There will be plenty of opportunities in the months ahead to denounce individual strokes of the Treasury axe. But the big question at the centre of British politics is not: "Do we want good services?" Plainly we do. It is: "How will we pay for them?"
The cuts are only half of the government's programme. The coalition is proposing radical restructuring of the NHS, epic upheaval in the way schools are run, the biggest changes to welfare since the Second World War, a "revolution" in penal policy, major changes to policing and an overhaul of the state pension, alongside many smaller-scale initiatives.
Some of these projects are ideologically motivated; some are pragmatic responses to funding shortfalls; some seem driven as much by personal ministerial ambition as public policy rationale. But the overall political impression is of a high-octane administration roaring off down the road, leaving the opposition spluttering in the dust.
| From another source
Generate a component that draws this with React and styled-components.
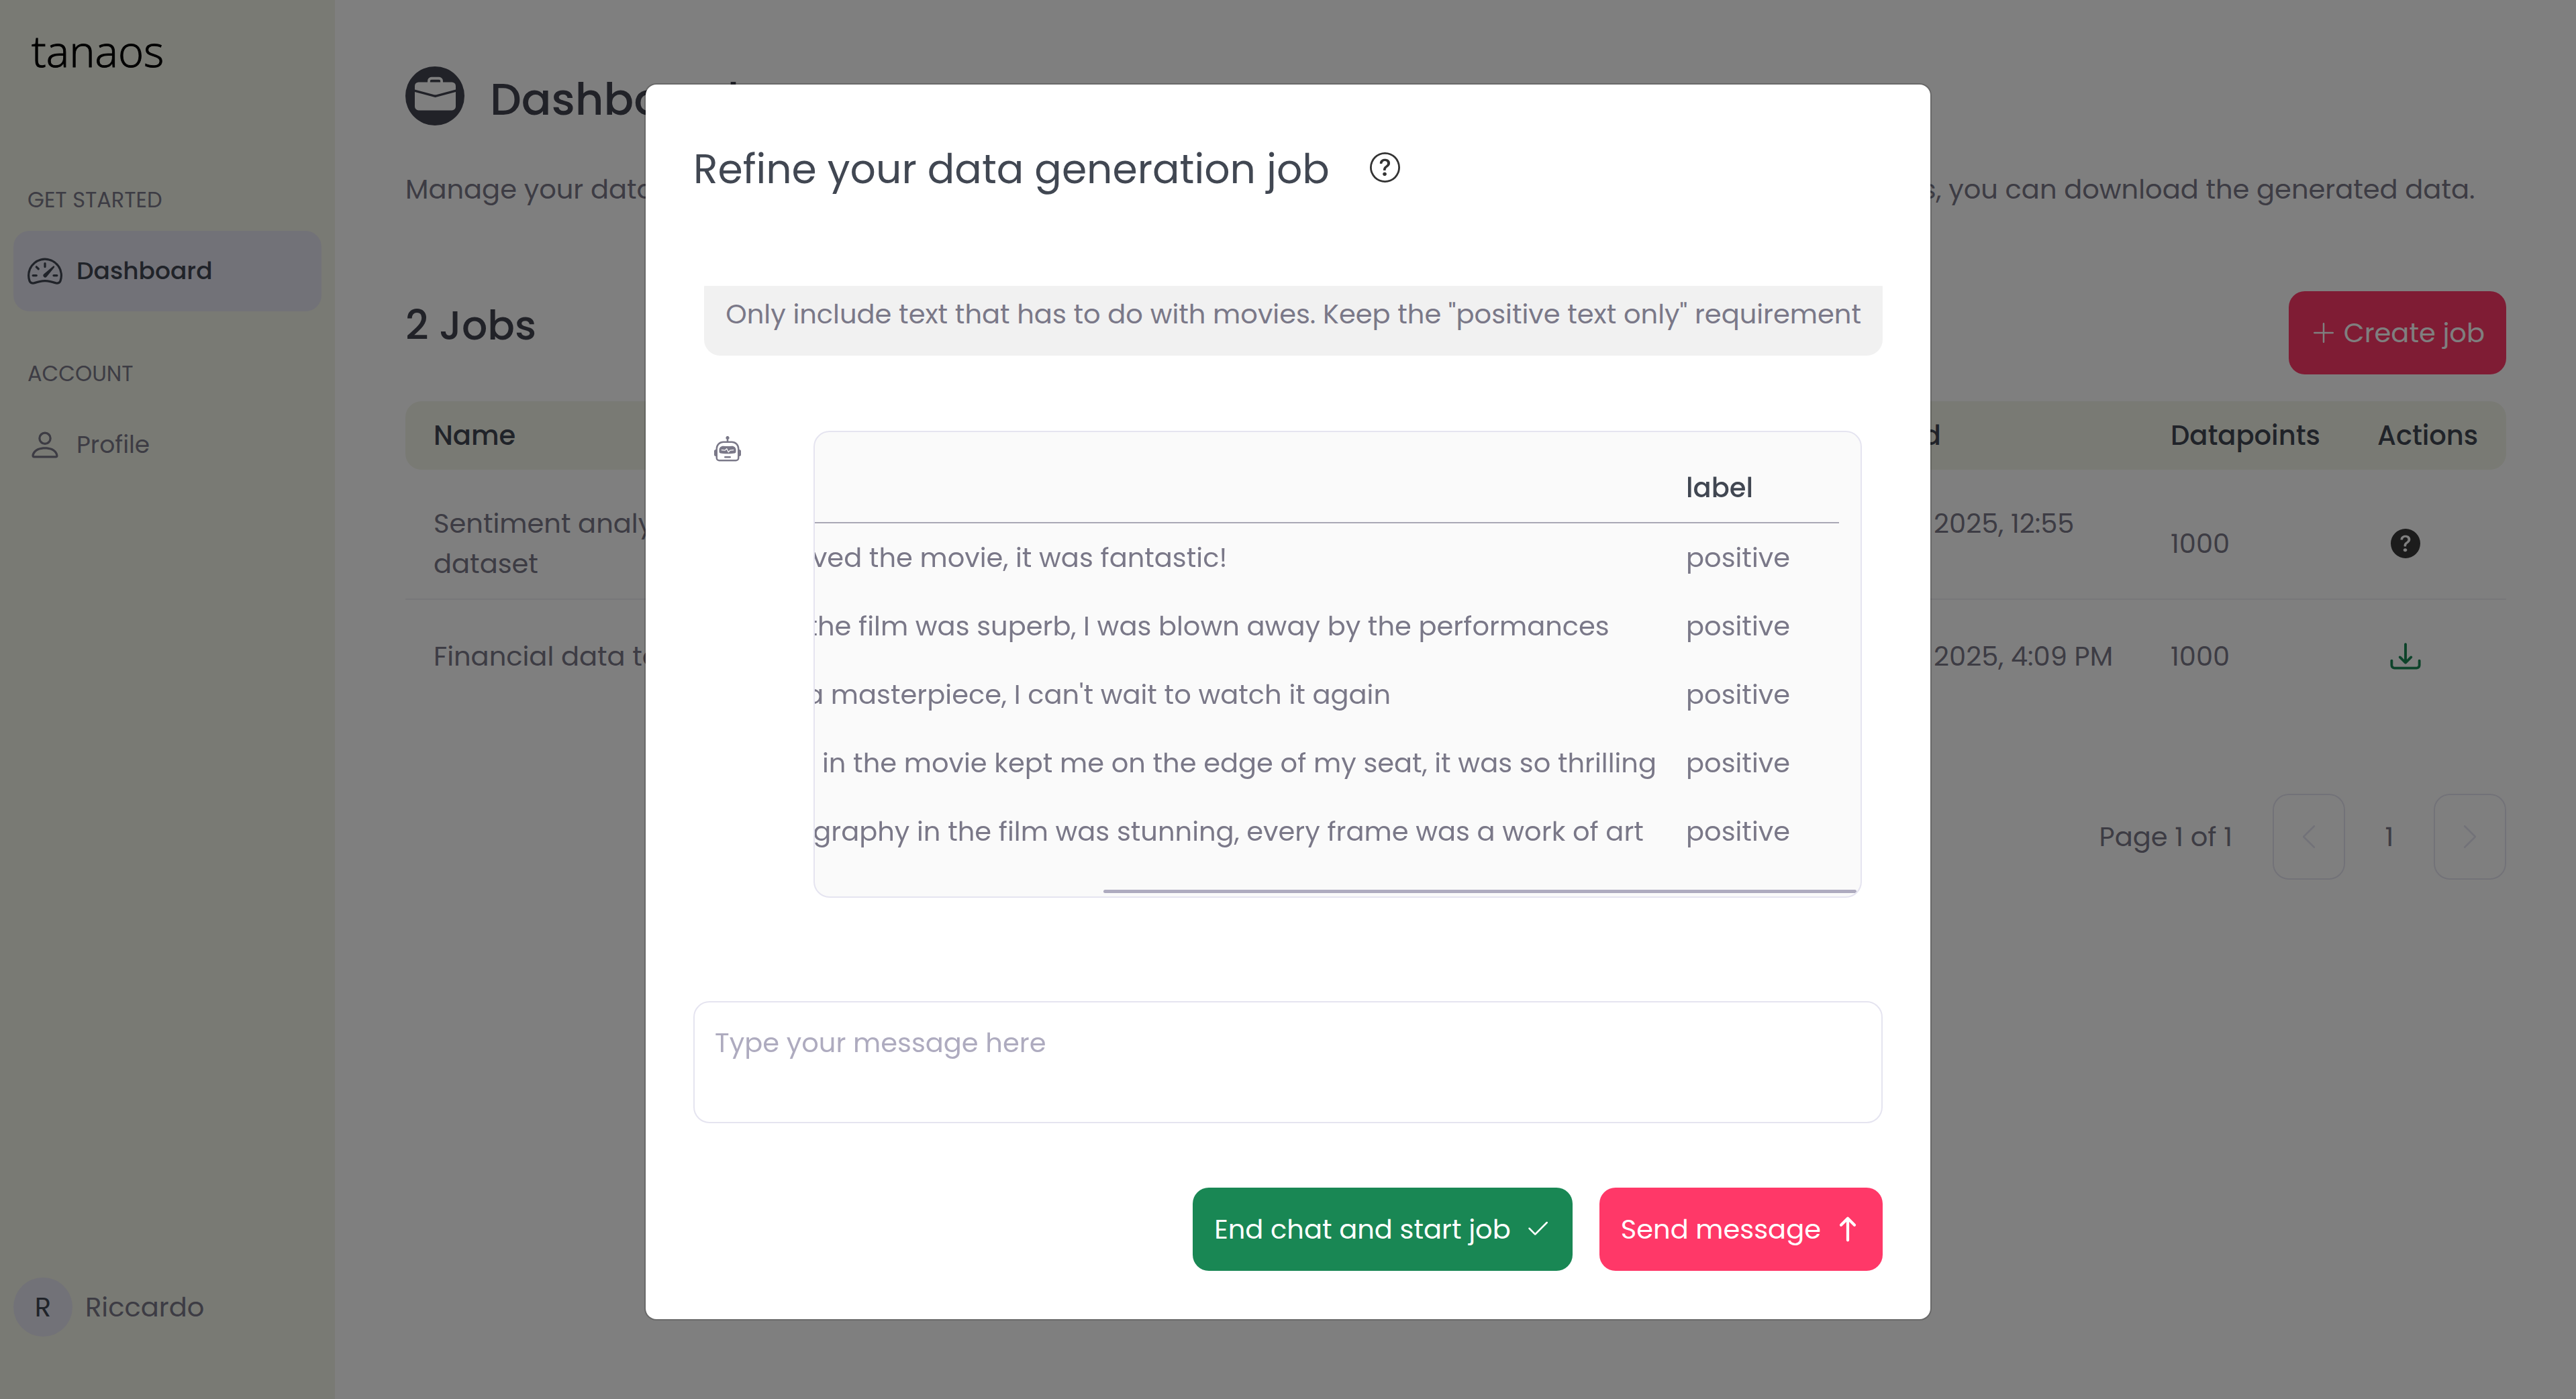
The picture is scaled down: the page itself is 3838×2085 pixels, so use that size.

That is the product of a deliberate – and, so far, effective – strategy by the coalition to make irreversible changes before the opposition has had a chance to organise its response.
Labour is being pushed into a stance of perpetual carping. Their answer to the question of public sector reform by the time of the next election risks amounting to little more than: "Well, we wouldn't start from here."
Ed Miliband is right to tap into anxiety that deficit reduction is happening too fast. But that view contains the tacit recognition that it must still happen at some stage. Any credible alternative to the cuts must include some ideas about the long-term financial sustainability of the welfare state. That will be true even if Labour are proved right about the macro-economic folly of extreme austerity. "We told you so," is also not a very appealing campaign slogan.
In other words, it should be possible to argue against the economic gambles taken by Mr Osborne and also accept the need for a radical approach to delivering public services when the Exchequer is cash-starved. The coalition has a clear programme. There is much to dislike in it, and good reasons for the public to mistrust aspects of it. But there are also bound to be some ideas worth embracing and many that invite constructive dialogue.
Over the next few years, political debate should be about competing visions of the economy, society and the state's role in both. At the moment, on the vital matter of public sector reform, the coalition agenda is pretty much the only game in town. A crowd hundreds of thousands strong yesterday demanded an alternative. That would be a truly formidable force in politics, if only someone could express what the alternative is.

North Africa is Europe's problem–not Obama's

The EU, not America, must take the lead against Gaddafi

Committees are sometimes the fairest way to decide policy; rarely, if ever, are they the most efficient. As a system for conducting wars, their shortcomings are obvious.
Public concern about the risks of intervention in Libya are hardly allayed by the impression that no one appears to be taking ultimate political charge of the mission.
The diplomatic impetus for action came from France and Britain. The US was, after some delay, recruited as a key advocate. Most of the military assets being used in the operation come from members of the Nato alliance. The Arab League is providing diplomatic support and some hardware in the form of Qatari and UAE jets.
The tactical imperative of halting Colonel Gaddafi's assault on Benghazi meant it was necessary last week to shoot missiles first and ask organisational questions later. But those questions quickly reasserted themselves. Almost as quickly, they led to disagreement among anti-Gaddafi allies.
The US does not want to take the lead role, preferring Nato members in Europe to conduct a conflict on their Mediterranean flank. That idea was then bogged down in disagreement between France and Turkey, both Nato members, but with different views of what should be happening in Libya. Paris wants maximum freedom to interpret the UN mandate for intervention. Ankara is more circumspect, wary of a creeping escalation of Nato involvement in North Africa. Britain's view seems to be expressed mainly in sullen whispers of disappointment that the Americans are not more engaged.
For now, the significance of these disagreements should not be exaggerated. But they do expose fault lines that will become more dangerous if the Libyan operation drags on, as well it may. It is revealing also how disorderly the strategic and military dialogue can be among Europeans when the US does not hold their hands.
There are good reasons why Washington wants to be a semi-detached partner. American forces have heavy commitments in Afghanistan. Public opinion in the US is not remotely prepared for a campaign against Gaddafi. Washington has little cause to agitate for regime change in Tripoli. President Obama might plausibly have decided – as indeed he appears initially to have done – that this particular North African rebellion was not his fight. Only late in the day was he persuaded that it was a cause worth fighting for.
Such ambivalence has led to charges of fatal vacillation against the White House. An alternative view is that President Obama, for obvious reasons, weighed his country's interests carefully before committing to another risky military intervention in a fissile Arab country. Having agreed to get involved, perhaps President Obama also surmised that an all-American banner draped over the operation would make it harder to win support in the Arab world and thereby hinder the chances of success.
All of the strategic logic of this conflict points to a predominantly European operation. Tripoli is a short boat ride away from the border of the EU. It is thousands of miles away from Washington. Historically and economically, Libya is in Europe's backyard. Seen from the American perspective, it is a bit rich for Europeans, many of whom are quick to complain about US global hegemony, also to lament a lack of transatlantic GI swagger in a crisis.
The idea of a more assertive, collective continental foreign and security policy has been the ambition of a number of European leaders in recent years. It was a key rationale behind the EU's much-disliked Lisbon treaty, which came into effect last year. But those ambitions have looked painfully naive as a social and political conflagration has torn through North Africa and the Middle East
The US is looking weary of policing the world and, rightly or wrongly, feels starved of gratitude when it does. Nato will take command in Libya, so the US continues to have a major stake in military operations. But the lesson is clear: whatever happens next in North Africa, it is Europe's problem.